### Exercise requirements:
Output the data word for word, dropping every image.

### Data to process:
-- BEGIN --

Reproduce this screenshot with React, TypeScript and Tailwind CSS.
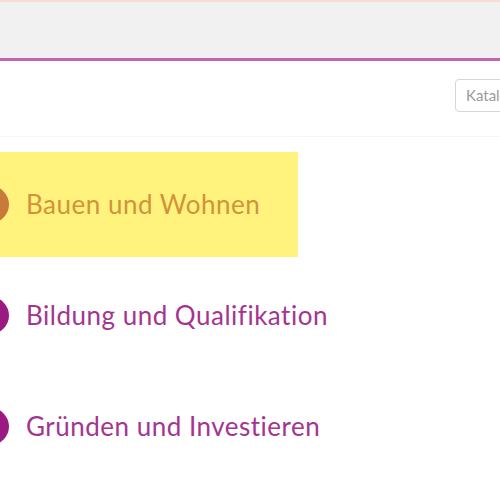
const categories = [
  { label: 'Bauen und Wohnen', active: true },
  { label: 'Bildung und Qualifikation', active: false },
  { label: 'Gründen und Investieren', active: false },
]

export default function App() {
  return (
    <div className="h-[500px] w-[500px] overflow-hidden bg-white font-['Lato',sans-serif]">
      <div className="h-[2px] bg-[#f6ddd3]" />
      <div className="h-[56px] bg-[#f1f1f1]" />
      <div className="h-[3px] bg-[#c464ae]" />
      <div className="flex h-[76px] items-center justify-end border-b border-[#f2f6f6] pb-[6px]">
        <div className="ml-auto mr-[-60px] flex h-[33px] w-[105px] items-center rounded-[4px] border border-[#d6d6d6] px-[10px] text-[15px] text-[#9a9a9a]">
          Katalog
        </div>
      </div>
      <div className="flex flex-col pt-[15px]">
        {categories.map(c => (
          <div
            key={c.label}
            className={`mb-[6px] flex h-[105px] w-[298px] items-center gap-[17px] ${c.active ? 'bg-[#fff27d]' : ''}`}
          >
            <div
              className={`ml-[-28px] h-[37px] w-[37px] shrink-0 rounded-full ${c.active ? 'bg-[#c97a3a]' : 'bg-[#9b1a82]'}`}
            />
            <span
              className={`whitespace-nowrap text-[26px] tracking-[0.5px] ${c.active ? 'text-[#d2923c]' : 'text-[#a4358f]'}`}
            >
              {c.label}
            </span>
          </div>
        ))}
      </div>
    </div>
  )
}
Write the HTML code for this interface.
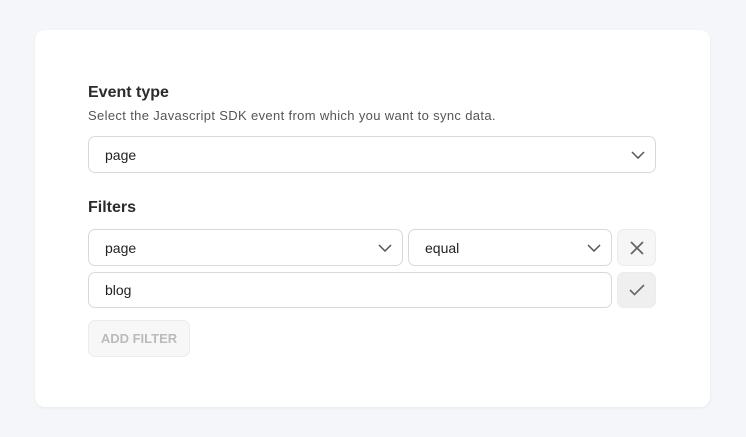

-- END --

### Right answer:
Reproduce this screenshot with React, TypeScript and Tailwind CSS.
const categories = [
  { label: 'Bauen und Wohnen', active: true },
  { label: 'Bildung und Qualifikation', active: false },
  { label: 'Gründen und Investieren', active: false },
]

export default function App() {
  return (
    <div className="h-[500px] w-[500px] overflow-hidden bg-white font-['Lato',sans-serif]">
      <div className="h-[2px] bg-[#f6ddd3]" />
      <div className="h-[56px] bg-[#f1f1f1]" />
      <div className="h-[3px] bg-[#c464ae]" />
      <div className="flex h-[76px] items-center justify-end border-b border-[#f2f6f6] pb-[6px]">
        <div className="ml-auto mr-[-60px] flex h-[33px] w-[105px] items-center rounded-[4px] border border-[#d6d6d6] px-[10px] text-[15px] text-[#9a9a9a]">
          Katalog
        </div>
      </div>
      <div className="flex flex-col pt-[15px]">
        {categories.map(c => (
          <div
            key={c.label}
            className={`mb-[6px] flex h-[105px] w-[298px] items-center gap-[17px] ${c.active ? 'bg-[#fff27d]' : ''}`}
          >
            <div
              className={`ml-[-28px] h-[37px] w-[37px] shrink-0 rounded-full ${c.active ? 'bg-[#c97a3a]' : 'bg-[#9b1a82]'}`}
            />
            <span
              className={`whitespace-nowrap text-[26px] tracking-[0.5px] ${c.active ? 'text-[#d2923c]' : 'text-[#a4358f]'}`}
            >
              {c.label}
            </span>
          </div>
        ))}
      </div>
    </div>
  )
}
Write the HTML code for this interface.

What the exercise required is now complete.